WHAT IS ASKED: Please transcribe the data that follows without the pictures, keeping every word the same.

COLLECTED DATA:

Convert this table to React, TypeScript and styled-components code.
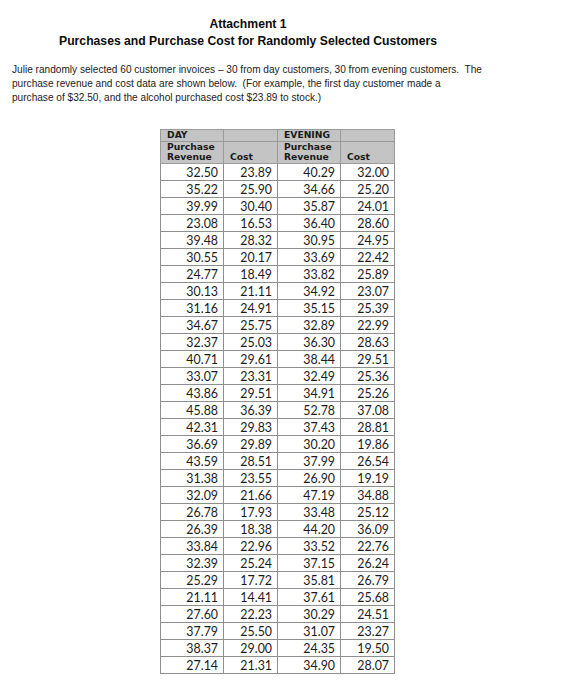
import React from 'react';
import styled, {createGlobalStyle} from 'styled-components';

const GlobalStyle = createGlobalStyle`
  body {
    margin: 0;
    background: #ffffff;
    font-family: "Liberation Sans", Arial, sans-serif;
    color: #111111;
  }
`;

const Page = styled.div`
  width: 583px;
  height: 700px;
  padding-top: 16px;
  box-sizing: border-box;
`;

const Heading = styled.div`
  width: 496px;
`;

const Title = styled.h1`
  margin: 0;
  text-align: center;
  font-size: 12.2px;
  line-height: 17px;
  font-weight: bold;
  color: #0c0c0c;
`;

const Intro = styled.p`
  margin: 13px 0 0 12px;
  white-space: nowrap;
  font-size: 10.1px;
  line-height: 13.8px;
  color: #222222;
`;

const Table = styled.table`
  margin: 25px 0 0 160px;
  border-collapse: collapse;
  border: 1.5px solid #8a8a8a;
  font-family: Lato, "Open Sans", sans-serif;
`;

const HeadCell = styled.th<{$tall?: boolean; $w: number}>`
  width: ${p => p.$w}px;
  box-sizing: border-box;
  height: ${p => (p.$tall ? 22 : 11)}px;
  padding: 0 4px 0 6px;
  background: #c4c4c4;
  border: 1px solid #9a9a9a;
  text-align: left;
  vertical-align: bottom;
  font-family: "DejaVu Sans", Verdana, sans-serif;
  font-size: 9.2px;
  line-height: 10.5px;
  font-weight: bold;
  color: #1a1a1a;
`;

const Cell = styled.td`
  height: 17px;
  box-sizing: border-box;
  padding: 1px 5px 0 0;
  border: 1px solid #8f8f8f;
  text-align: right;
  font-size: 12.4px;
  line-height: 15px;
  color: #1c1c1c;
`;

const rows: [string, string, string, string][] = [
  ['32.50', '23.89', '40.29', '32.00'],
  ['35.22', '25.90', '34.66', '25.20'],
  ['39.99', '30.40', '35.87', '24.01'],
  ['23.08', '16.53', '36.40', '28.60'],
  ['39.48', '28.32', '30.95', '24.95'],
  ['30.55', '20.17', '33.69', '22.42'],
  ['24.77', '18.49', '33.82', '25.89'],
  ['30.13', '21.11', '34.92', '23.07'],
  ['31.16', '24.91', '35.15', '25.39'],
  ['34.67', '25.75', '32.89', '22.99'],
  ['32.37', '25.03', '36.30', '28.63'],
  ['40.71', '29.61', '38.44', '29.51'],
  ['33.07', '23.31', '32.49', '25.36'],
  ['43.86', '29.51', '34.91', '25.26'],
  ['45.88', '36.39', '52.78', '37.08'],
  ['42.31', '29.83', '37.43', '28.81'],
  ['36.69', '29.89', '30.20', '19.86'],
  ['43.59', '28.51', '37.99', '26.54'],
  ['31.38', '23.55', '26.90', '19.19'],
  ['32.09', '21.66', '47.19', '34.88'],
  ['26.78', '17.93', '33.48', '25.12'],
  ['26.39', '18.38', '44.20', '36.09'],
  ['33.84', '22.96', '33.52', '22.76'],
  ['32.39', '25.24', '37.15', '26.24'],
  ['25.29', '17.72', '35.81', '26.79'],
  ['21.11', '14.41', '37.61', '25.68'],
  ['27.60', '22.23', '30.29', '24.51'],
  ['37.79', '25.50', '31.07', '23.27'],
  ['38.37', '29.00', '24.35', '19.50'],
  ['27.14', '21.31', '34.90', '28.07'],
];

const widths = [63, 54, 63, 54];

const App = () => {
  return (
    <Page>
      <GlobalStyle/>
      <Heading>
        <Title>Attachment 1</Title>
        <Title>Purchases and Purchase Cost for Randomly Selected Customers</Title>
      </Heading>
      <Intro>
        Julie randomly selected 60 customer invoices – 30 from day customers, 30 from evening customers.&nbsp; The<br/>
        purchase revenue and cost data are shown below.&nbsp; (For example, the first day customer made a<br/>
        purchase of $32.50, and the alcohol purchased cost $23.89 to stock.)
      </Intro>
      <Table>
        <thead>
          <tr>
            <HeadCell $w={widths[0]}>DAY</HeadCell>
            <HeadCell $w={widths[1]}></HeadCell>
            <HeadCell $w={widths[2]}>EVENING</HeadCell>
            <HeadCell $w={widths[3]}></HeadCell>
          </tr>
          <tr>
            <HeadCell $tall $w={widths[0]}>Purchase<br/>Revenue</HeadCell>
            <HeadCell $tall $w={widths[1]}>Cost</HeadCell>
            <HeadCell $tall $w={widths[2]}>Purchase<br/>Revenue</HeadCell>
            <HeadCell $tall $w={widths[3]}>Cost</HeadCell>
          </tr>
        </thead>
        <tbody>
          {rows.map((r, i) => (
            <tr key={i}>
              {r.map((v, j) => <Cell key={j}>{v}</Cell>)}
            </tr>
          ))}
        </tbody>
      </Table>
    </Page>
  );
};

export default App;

OUTPUT FOR THIS EXERCISE:
Convert this table to React, TypeScript and styled-components code.
import React from 'react';
import styled, {createGlobalStyle} from 'styled-components';

const GlobalStyle = createGlobalStyle`
  body {
    margin: 0;
    background: #ffffff;
    font-family: "Liberation Sans", Arial, sans-serif;
    color: #111111;
  }
`;

const Page = styled.div`
  width: 583px;
  height: 700px;
  padding-top: 16px;
  box-sizing: border-box;
`;

const Heading = styled.div`
  width: 496px;
`;

const Title = styled.h1`
  margin: 0;
  text-align: center;
  font-size: 12.2px;
  line-height: 17px;
  font-weight: bold;
  color: #0c0c0c;
`;

const Intro = styled.p`
  margin: 13px 0 0 12px;
  white-space: nowrap;
  font-size: 10.1px;
  line-height: 13.8px;
  color: #222222;
`;

const Table = styled.table`
  margin: 25px 0 0 160px;
  border-collapse: collapse;
  border: 1.5px solid #8a8a8a;
  font-family: Lato, "Open Sans", sans-serif;
`;

const HeadCell = styled.th<{$tall?: boolean; $w: number}>`
  width: ${p => p.$w}px;
  box-sizing: border-box;
  height: ${p => (p.$tall ? 22 : 11)}px;
  padding: 0 4px 0 6px;
  background: #c4c4c4;
  border: 1px solid #9a9a9a;
  text-align: left;
  vertical-align: bottom;
  font-family: "DejaVu Sans", Verdana, sans-serif;
  font-size: 9.2px;
  line-height: 10.5px;
  font-weight: bold;
  color: #1a1a1a;
`;

const Cell = styled.td`
  height: 17px;
  box-sizing: border-box;
  padding: 1px 5px 0 0;
  border: 1px solid #8f8f8f;
  text-align: right;
  font-size: 12.4px;
  line-height: 15px;
  color: #1c1c1c;
`;

const rows: [string, string, string, string][] = [
  ['32.50', '23.89', '40.29', '32.00'],
  ['35.22', '25.90', '34.66', '25.20'],
  ['39.99', '30.40', '35.87', '24.01'],
  ['23.08', '16.53', '36.40', '28.60'],
  ['39.48', '28.32', '30.95', '24.95'],
  ['30.55', '20.17', '33.69', '22.42'],
  ['24.77', '18.49', '33.82', '25.89'],
  ['30.13', '21.11', '34.92', '23.07'],
  ['31.16', '24.91', '35.15', '25.39'],
  ['34.67', '25.75', '32.89', '22.99'],
  ['32.37', '25.03', '36.30', '28.63'],
  ['40.71', '29.61', '38.44', '29.51'],
  ['33.07', '23.31', '32.49', '25.36'],
  ['43.86', '29.51', '34.91', '25.26'],
  ['45.88', '36.39', '52.78', '37.08'],
  ['42.31', '29.83', '37.43', '28.81'],
  ['36.69', '29.89', '30.20', '19.86'],
  ['43.59', '28.51', '37.99', '26.54'],
  ['31.38', '23.55', '26.90', '19.19'],
  ['32.09', '21.66', '47.19', '34.88'],
  ['26.78', '17.93', '33.48', '25.12'],
  ['26.39', '18.38', '44.20', '36.09'],
  ['33.84', '22.96', '33.52', '22.76'],
  ['32.39', '25.24', '37.15', '26.24'],
  ['25.29', '17.72', '35.81', '26.79'],
  ['21.11', '14.41', '37.61', '25.68'],
  ['27.60', '22.23', '30.29', '24.51'],
  ['37.79', '25.50', '31.07', '23.27'],
  ['38.37', '29.00', '24.35', '19.50'],
  ['27.14', '21.31', '34.90', '28.07'],
];

const widths = [63, 54, 63, 54];

const App = () => {
  return (
    <Page>
      <GlobalStyle/>
      <Heading>
        <Title>Attachment 1</Title>
        <Title>Purchases and Purchase Cost for Randomly Selected Customers</Title>
      </Heading>
      <Intro>
        Julie randomly selected 60 customer invoices – 30 from day customers, 30 from evening customers.&nbsp; The<br/>
        purchase revenue and cost data are shown below.&nbsp; (For example, the first day customer made a<br/>
        purchase of $32.50, and the alcohol purchased cost $23.89 to stock.)
      </Intro>
      <Table>
        <thead>
          <tr>
            <HeadCell $w={widths[0]}>DAY</HeadCell>
            <HeadCell $w={widths[1]}></HeadCell>
            <HeadCell $w={widths[2]}>EVENING</HeadCell>
            <HeadCell $w={widths[3]}></HeadCell>
          </tr>
          <tr>
            <HeadCell $tall $w={widths[0]}>Purchase<br/>Revenue</HeadCell>
            <HeadCell $tall $w={widths[1]}>Cost</HeadCell>
            <HeadCell $tall $w={widths[2]}>Purchase<br/>Revenue</HeadCell>
            <HeadCell $tall $w={widths[3]}>Cost</HeadCell>
          </tr>
        </thead>
        <tbody>
          {rows.map((r, i) => (
            <tr key={i}>
              {r.map((v, j) => <Cell key={j}>{v}</Cell>)}
            </tr>
          ))}
        </tbody>
      </Table>
    </Page>
  );
};

export default App;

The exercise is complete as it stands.